GR to Rob Bliss: Want to do event? Pay your debt

GRAND RAPIDS, Mich. (WOOD) — Social events planner Rob Bliss owes the City of Grand Rapids more than $11,000. Organizers of Celebration on the Grand and the Fourth of July celebrations owed the city over $25,000.

Now the city has forgiven the debt of the two organizations, but not Bliss’ debt.

Bliss made a name for himself by coming up with large community events like a zombie walk, a giant pillow fight, launching thousands of paper airplanes during ArtPrize and the world’s largest water slide in downtown Grand Rapids.

Those events, attended by thousands of West Michigan residents, also racked up debt Bliss had with the city. He still owes more than $11,000 dollars according to the Grand Rapids city treasure.

Recently, Rob Bliss applied for a permit to enter something in ArtPrize. However, the city would not approve it.

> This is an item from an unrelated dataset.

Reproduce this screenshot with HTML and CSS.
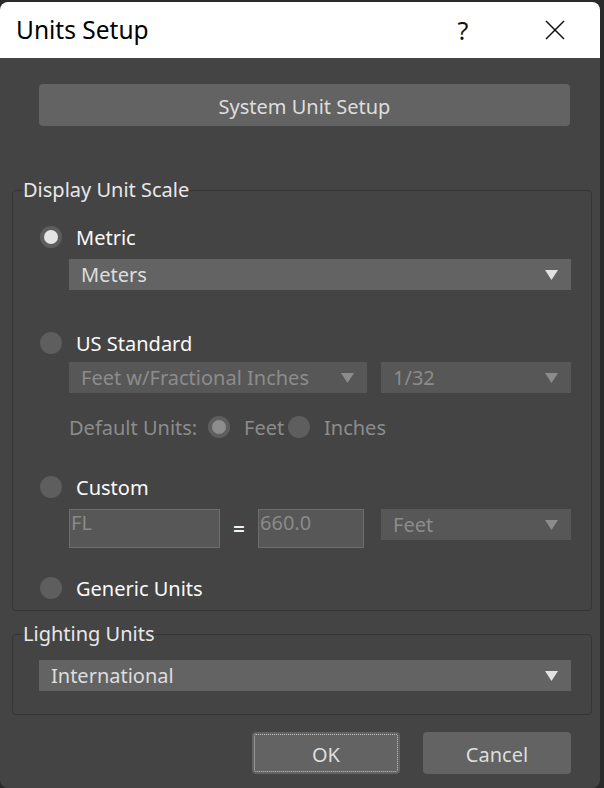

“I relayed to him that we could not issue a permit until he began making payments on his debt,” Sundstrom told 24 Hour News 8.

Bliss wasn’t the only event organizer that owes the city big bucks.

Celebration on the Grand owed the city nearly $10,000 and The Fourth of July organizers owed more than $16,000. That’s $26,000 in debt, but the city commission decided to forgive that debt after the two events combined into one for the summer of 2014.

“They have both struggled in recent years in raising money to put on a special event in this community. They are not funded by government; it is funded by donations,” Sundstrom said.

Sundstrom says big event organizers must cover the costs that the city incurs. Usually, the highest cost is for added police officers, and city and organizers split that cost.

Sundstrom added that by conjoining the two summer celebrations, and only having to pay extra officers for one event, the city of Grand Rapids will save $7,000-$8,000 a year.

As far as Bliss’s debt, “He came in and signed an agreement and has made a couple of payments so far,” city manager Greg Sundstrom told 24 Hour News 8. Bliss has a better chance of getting his permit now that he is paying off the debt.

When asked if he was upset by the way the city was treating him, Rob Bliss told 24 Hour News 8, “I’m not personally upset by it. I’m sure I’m not the only person in Grand Rapids that owes money.”